[Start]

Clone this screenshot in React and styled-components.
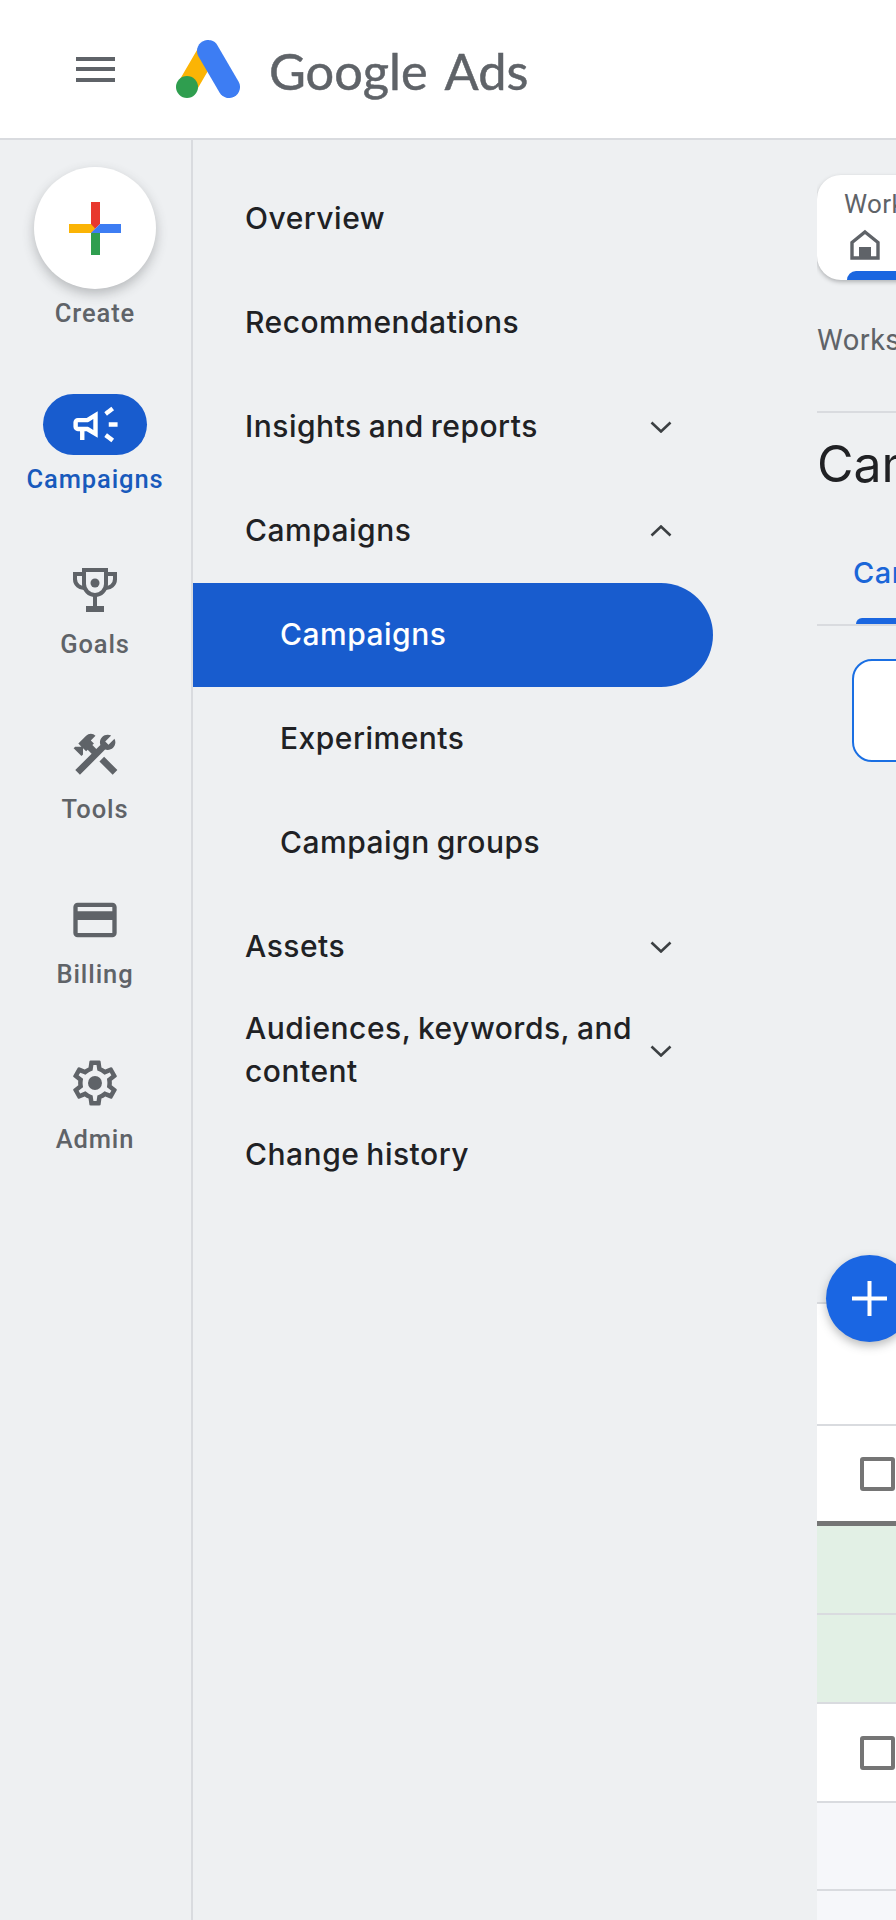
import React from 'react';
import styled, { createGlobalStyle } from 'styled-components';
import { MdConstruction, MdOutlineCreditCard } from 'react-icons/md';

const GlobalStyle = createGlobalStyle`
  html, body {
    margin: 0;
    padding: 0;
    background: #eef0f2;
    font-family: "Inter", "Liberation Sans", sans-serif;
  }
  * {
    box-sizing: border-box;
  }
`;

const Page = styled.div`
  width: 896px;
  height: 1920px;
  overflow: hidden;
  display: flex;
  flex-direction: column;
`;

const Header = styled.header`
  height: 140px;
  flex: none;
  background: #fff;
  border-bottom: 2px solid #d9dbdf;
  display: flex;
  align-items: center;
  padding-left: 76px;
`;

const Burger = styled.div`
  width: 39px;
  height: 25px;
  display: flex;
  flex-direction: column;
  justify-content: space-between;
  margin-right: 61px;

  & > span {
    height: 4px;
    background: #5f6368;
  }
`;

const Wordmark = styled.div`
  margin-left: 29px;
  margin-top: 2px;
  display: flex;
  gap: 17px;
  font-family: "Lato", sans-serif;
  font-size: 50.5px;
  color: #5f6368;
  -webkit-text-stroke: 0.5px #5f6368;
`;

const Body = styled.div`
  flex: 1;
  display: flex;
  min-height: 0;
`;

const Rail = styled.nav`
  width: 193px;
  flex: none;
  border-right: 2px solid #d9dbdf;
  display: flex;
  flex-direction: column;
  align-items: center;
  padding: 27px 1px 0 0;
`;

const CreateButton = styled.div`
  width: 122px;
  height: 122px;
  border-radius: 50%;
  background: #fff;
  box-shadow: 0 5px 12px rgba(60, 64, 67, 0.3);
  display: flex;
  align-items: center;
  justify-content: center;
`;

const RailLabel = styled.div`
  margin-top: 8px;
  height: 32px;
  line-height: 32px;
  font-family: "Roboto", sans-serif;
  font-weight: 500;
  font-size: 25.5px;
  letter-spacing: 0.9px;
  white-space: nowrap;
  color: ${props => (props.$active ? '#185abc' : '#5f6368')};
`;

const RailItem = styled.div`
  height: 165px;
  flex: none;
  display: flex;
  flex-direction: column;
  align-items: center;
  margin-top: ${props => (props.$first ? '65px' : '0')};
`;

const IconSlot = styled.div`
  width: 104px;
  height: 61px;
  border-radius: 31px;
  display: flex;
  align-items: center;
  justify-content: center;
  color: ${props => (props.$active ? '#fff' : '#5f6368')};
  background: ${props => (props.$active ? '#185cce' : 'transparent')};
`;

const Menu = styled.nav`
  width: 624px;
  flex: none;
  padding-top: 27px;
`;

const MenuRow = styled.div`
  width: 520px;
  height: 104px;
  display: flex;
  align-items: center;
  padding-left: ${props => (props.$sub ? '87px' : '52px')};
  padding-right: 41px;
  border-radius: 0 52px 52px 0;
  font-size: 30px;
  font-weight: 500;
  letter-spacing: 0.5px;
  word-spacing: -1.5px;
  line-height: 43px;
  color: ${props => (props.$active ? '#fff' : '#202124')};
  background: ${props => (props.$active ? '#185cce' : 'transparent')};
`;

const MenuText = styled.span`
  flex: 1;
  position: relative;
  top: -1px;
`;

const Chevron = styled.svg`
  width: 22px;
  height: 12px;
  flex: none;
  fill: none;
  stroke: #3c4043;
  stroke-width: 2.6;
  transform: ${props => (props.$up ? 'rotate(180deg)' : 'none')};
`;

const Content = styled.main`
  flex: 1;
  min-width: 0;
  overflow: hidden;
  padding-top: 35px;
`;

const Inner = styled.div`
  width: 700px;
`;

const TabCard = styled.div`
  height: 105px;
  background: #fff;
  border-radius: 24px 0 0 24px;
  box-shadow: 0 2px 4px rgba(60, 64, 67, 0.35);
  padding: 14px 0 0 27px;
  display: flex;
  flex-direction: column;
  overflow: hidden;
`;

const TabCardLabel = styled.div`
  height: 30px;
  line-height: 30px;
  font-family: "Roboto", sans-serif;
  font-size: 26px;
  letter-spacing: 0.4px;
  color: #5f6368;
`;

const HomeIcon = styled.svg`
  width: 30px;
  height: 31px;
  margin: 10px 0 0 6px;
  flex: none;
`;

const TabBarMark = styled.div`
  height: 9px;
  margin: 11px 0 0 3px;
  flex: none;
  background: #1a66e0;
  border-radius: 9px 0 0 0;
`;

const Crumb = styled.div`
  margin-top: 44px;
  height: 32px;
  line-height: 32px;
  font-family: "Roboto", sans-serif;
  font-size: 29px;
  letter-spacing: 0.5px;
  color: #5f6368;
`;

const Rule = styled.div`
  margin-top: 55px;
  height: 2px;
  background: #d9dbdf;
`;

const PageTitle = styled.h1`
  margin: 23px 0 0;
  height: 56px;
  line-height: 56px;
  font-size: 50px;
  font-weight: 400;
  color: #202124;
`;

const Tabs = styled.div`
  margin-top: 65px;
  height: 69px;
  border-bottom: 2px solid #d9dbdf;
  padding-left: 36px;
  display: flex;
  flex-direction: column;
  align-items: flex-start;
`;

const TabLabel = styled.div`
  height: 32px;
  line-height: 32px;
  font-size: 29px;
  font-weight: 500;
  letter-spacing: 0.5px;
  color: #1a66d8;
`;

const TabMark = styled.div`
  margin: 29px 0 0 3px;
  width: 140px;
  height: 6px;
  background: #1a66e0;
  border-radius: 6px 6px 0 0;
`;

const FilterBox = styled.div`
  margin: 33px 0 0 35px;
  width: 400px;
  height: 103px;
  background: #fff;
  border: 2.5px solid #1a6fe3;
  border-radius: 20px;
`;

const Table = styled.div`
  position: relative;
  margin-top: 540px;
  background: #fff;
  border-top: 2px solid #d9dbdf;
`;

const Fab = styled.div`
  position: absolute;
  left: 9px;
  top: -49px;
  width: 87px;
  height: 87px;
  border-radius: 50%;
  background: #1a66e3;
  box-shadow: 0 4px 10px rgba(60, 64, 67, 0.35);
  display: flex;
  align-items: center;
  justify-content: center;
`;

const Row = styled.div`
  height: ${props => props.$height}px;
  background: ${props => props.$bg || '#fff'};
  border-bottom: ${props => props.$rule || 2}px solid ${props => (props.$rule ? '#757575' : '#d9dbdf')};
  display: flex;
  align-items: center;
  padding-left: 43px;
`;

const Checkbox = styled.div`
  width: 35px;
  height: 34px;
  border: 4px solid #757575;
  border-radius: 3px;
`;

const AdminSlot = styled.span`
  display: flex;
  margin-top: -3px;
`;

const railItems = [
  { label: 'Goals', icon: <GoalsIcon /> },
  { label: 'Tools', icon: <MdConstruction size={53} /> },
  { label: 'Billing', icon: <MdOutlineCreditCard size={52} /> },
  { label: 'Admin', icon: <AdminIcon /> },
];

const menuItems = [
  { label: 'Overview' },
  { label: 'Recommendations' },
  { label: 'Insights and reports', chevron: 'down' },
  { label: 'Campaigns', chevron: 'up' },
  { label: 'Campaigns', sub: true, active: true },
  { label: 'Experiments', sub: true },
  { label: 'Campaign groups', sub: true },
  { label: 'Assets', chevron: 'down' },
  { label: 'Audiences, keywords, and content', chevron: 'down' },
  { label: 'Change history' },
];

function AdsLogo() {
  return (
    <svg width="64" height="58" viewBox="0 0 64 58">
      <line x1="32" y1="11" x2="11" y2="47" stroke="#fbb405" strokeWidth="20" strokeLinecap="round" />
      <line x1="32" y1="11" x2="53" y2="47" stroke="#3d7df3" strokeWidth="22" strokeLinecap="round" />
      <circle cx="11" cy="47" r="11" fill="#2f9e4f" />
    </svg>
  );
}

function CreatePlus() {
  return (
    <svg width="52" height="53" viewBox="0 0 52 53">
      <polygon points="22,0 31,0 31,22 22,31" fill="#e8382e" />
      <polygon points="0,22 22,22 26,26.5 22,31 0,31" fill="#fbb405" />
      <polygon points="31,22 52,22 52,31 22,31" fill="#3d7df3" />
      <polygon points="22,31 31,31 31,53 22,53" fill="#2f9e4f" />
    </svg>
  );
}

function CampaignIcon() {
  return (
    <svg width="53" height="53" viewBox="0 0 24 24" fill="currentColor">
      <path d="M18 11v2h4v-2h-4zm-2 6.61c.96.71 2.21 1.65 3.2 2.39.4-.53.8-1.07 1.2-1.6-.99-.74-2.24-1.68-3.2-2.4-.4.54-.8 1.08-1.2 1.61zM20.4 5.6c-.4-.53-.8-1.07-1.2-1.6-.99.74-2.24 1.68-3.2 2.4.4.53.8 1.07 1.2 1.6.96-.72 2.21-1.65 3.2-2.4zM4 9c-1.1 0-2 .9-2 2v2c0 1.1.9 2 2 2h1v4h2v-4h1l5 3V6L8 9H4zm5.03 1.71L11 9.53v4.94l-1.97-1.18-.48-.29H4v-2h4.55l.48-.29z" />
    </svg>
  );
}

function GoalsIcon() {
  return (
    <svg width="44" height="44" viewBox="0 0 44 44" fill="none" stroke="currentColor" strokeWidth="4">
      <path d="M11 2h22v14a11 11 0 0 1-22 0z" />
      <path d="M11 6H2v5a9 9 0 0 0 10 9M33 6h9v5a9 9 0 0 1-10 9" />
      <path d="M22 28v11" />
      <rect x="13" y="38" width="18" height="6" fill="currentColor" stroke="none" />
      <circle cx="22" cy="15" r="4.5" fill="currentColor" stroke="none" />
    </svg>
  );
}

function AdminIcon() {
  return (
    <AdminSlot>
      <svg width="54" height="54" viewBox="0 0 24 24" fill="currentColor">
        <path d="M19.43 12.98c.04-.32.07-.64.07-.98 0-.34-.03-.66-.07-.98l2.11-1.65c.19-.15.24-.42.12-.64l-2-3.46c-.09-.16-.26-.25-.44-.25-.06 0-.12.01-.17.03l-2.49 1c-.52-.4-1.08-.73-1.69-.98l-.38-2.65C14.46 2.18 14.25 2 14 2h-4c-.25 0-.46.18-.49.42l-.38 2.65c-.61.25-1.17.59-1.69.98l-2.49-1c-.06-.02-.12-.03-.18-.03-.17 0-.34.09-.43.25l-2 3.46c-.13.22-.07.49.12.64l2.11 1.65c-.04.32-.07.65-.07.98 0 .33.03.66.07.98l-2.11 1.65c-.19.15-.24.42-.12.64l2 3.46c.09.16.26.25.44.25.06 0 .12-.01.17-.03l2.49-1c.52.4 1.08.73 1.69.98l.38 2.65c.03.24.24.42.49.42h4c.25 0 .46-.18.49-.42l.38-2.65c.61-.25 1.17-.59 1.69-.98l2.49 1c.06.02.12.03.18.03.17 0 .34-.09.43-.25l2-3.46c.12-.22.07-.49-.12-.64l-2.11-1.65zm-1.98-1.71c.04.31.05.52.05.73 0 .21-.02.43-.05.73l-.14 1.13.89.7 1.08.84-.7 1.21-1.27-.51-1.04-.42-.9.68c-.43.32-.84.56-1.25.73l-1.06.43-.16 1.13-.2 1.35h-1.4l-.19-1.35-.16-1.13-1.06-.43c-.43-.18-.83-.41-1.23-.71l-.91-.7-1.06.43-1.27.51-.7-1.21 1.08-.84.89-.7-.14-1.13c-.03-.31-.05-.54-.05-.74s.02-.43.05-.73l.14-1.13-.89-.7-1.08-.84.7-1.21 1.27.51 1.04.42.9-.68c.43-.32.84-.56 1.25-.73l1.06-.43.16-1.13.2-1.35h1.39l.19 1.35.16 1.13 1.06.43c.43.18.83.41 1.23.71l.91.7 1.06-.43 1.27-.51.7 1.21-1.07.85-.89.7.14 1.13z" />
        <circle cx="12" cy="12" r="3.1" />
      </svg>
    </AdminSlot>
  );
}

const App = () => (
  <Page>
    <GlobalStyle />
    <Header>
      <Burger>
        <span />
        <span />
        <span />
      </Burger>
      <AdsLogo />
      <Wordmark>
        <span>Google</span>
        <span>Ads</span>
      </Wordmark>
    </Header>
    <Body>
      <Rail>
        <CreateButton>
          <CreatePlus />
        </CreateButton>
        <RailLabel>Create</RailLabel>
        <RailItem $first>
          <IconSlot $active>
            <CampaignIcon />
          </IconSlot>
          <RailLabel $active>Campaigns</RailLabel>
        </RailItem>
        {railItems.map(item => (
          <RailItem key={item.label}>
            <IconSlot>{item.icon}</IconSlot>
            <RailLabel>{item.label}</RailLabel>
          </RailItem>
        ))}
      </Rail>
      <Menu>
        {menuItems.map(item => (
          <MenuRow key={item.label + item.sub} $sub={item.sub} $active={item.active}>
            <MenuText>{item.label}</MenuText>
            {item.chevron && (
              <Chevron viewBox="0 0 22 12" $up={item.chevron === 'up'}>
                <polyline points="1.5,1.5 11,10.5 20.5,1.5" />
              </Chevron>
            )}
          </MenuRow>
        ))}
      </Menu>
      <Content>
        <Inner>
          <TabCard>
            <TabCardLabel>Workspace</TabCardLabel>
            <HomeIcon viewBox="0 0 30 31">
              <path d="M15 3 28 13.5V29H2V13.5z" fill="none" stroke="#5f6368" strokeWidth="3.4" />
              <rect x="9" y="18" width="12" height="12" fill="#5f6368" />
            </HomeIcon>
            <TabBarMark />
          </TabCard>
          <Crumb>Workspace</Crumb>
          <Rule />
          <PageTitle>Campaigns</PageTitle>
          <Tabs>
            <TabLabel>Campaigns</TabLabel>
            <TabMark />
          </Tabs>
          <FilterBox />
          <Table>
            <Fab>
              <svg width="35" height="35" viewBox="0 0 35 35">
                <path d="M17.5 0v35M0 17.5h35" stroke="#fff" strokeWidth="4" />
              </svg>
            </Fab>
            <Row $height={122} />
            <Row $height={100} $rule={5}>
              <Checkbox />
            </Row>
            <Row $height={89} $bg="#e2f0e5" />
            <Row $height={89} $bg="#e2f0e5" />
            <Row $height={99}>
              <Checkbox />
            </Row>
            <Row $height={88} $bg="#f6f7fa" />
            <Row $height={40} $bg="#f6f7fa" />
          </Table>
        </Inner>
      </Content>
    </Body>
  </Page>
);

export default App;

[End]

Track down every line holding the string "components" and copy it.

Clone this screenshot in React and styled-components.
import styled, { createGlobalStyle } from 'styled-components';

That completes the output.